Президент недаром гордился своими родными местами. Эфиопское нагорье необыкновенно красиво, и я с изумлением разглядывал бескрайние просторы, покрытые буйной растительностью. Нигде в Африке мне не приходилось видеть такого удивительного плодородия.

Похоже, люди в Тигрее были не менее плодовиты, чем природа. Повсюду нам встречались дети, пасущие стада овец и длиннорогих коров или собирающие хворост, а также подгоняющие своих осликов старики и работающие в полях женщины. Племя тигрей отличается от остальных народов, населяющих Эфиопию. Это стройные и гибкие люди с такой легкой походкой, что создается впечатление, как будто они не идут, а парят в воздухе.

Дорога петляла среди огромных гранитных утесов, таких ровных, как будто вырезанных человеческой рукой. Затем гранитные скалы сменились песчаником, и нас обступили поля, на которых колыхались на ветру стебли теффа.

Через час после выезда из Мекеле пошел дождь. Вода превратила пыль в жидкую грязь, и джип начал буксовать. Бахру сообщил, что его информатор рассказал, как найти траншеи. Он был уверен, что мы движемся в нужном направлении, но я настоял, чтобы уточнить дорогу у мальчишки, который под дождем стрелял камнями из рогатки. Зубы у него стучали, а руки и ноги были покрыты «гусиной кожей». Я спросил, знает ли он о траншеях, и мальчик ответил, что знает и покажет нам дорогу. Они находились в местечке под названием Веркамба.

— Хорошая новость, — обрадовался Самсон. — Это название означает «место, где лежит золото».

Но мы не смогли доехать до Веркамбы — грязь стала такой глубокой, что джип был вынужден остановиться. Мы с Самсоном решили оставить Бахру и вместе с мальчиком пойти пешком. Грязь цвета супа из бычьих хвостов была густой, как овсяная каша, и в некоторых местах доходила нам до колен. Я захватил с собой пятнистую армейскую плащ-палатку и остался относительно сухим, но у Самсона не было никакой защиты от дождя, и уже через несколько минут он промок до нитки.

Веркамба оказалась деревней из десяти каменных домиков с искусно сплетенными соломенными крышами. Мальчик сказал, что в этом районе разведку золота вела крупная горнорудная компания. (Впоследствии я выяснил, что это компания «Мидрок», которой принадлежал рудник в Лега-Демби.) Местные жители боялись, что на их землях найдут золото, потому что в этом случае правительство национализирует землю и они будут вынуждены покинуть родные места.
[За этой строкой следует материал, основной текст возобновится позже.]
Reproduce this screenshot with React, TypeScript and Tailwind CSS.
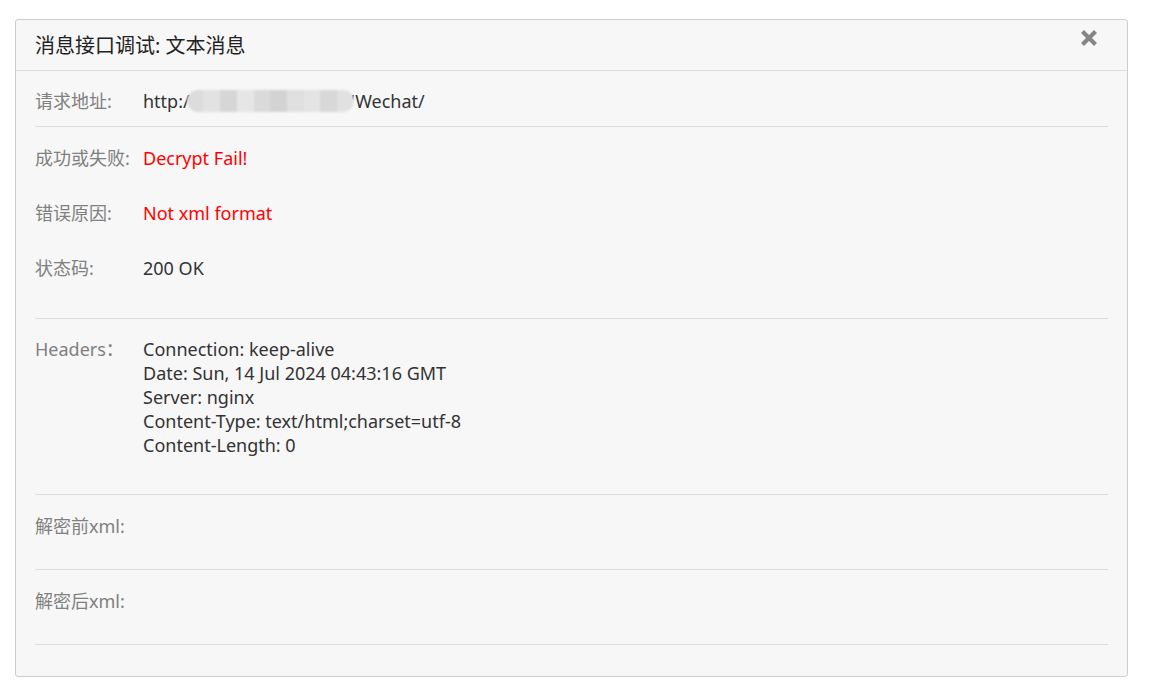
const font = {
  fontFamily: '"Noto Sans", "Noto Sans CJK SC", sans-serif',
};

type Row = { label: string; value?: string; red?: boolean };

const Field = ({ label, children }: { label: string; children?: React.ReactNode }) => (
  <div className="flex leading-6 text-[18px]">
    <div className="w-[108px] shrink-0 text-[#808080]">{label}</div>
    <div className="text-[#333]">{children}</div>
  </div>
);

const resultRows: Row[] = [
  { label: "成功或失败:", value: "Decrypt Fail!", red: true },
  { label: "错误原因:", value: "Not xml format", red: true },
  { label: "状态码:", value: "200 OK" },
];

const headerLines = [
  "Connection: keep-alive",
  "Date: Sun, 14 Jul 2024 04:43:16 GMT",
  "Server: nginx",
  "Content-Type: text/html;charset=utf-8",
  "Content-Length: 0",
];

// mosaic blocks standing in for the masked host name
const mosaic = ["#dcdcdc", "#e2e2e2", "#d6d6d6", "#e6e6e6", "#dadada", "#d3d3d3", "#e0e0e0", "#e4e4e4", "#d8d8d8", "#e1e1e1"];

const App = () => {
  return (
    <div className="min-h-[681px] bg-white pt-[19px] pl-[15px] pr-[26px]" style={font}>
      <div className="bg-[#f7f7f7] border border-[#cccccc] rounded-[3px]">
        {/* title bar */}
        <div className="relative h-[51px] border-b border-[#dddddd] px-[19px] flex items-center">
          <h3 className="text-[20px] text-[#222] pt-[1px]">消息接口调试: 文本消息</h3>
          <button className="absolute right-[28px] top-[8px] w-[20px] h-[20px] flex items-center justify-center">
            <svg width="18" height="18" viewBox="0 0 18 18">
              <path d="M2.5 2.5 L15.5 15.5 M15.5 2.5 L2.5 15.5" stroke="#858585" strokeWidth="4.2" strokeLinecap="butt" />
            </svg>
          </button>
        </div>

        <div className="px-[19px] pb-[31px]">
          {/* request url */}
          <div className="border-b border-[#dddddd] pt-[18px] pb-[13px]">
            <Field label="请求地址:">
              <span className="inline-flex items-center">
                http:/
                <span className="inline-flex h-[22px] w-[167px] rounded-full overflow-hidden blur-[1px] mx-[-3px]">
                  {mosaic.map((c, i) => (
                    <span key={i} className="flex-1 h-full" style={{ background: c }} />
                  ))}
                </span>
                'Wechat/
              </span>
            </Field>
          </div>

          {/* result */}
          <div className="border-b border-[#dddddd] pt-[19px] pb-[38px] flex flex-col gap-[31px]">
            {resultRows.map((r) => (
              <Field key={r.label} label={r.label}>
                <span className={r.red ? "text-[#ff0000]" : ""}>{r.value}</span>
              </Field>
            ))}
          </div>

          {/* headers */}
          <div className="border-b border-[#dddddd] pt-[18px] pb-[37px]">
            <Field label="Headers：">
              {headerLines.map((l) => (
                <div key={l}>{l}</div>
              ))}
            </Field>
          </div>

          <div className="border-b border-[#dddddd] pt-[19px] pb-[31px]">
            <Field label="解密前xml:" />
          </div>
          <div className="border-b border-[#dddddd] pt-[19px] pb-[31px]">
            <Field label="解密后xml:" />
          </div>
        </div>
      </div>
    </div>
  );
};

export default App;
Самсон сказал, что крестьяне изо всех сил стараются доказать, что в их земле нет желтого металла, хотя некоторые втайне роют шахты, надеясь найти золотоносную жилу. Рассказывали даже о крестьянине, который построил дом над входом в такую шахту. Ему удалось скрывать свой секрет целый год, но в конечном счете тайное стало явным, власти конфисковали землю, а хозяина просто вышвырнули.

В деревне мать мальчика угостила нас свежеобжаренным кофе и рассказала о последних событиях. Примерно месяц назад приезжали инженеры, чтобы взять пробы почвы. С ними был иностранец. Она призналась, что очень беспокоится. Все жители деревни волнуются. Я спросил, добывают ли они золото сами. Мать прижала голову сына к груди и опустила взгляд, но ничего не ответила.

Новые пробные траншеи были вырыты рядом со старыми, которые заложили итальянцы — в двух милях к востоку от деревни. Глубина их не превышала метра, и это означало, что золото расположено близко к поверхности. Самсон показал на прожилки похожего на мрамор кварца, пронизывавшие породу. Если ты нашел вот это, пояснил он, значит, ты нашел золото. Непонятно только, добывали ли здесь золото итальянцы.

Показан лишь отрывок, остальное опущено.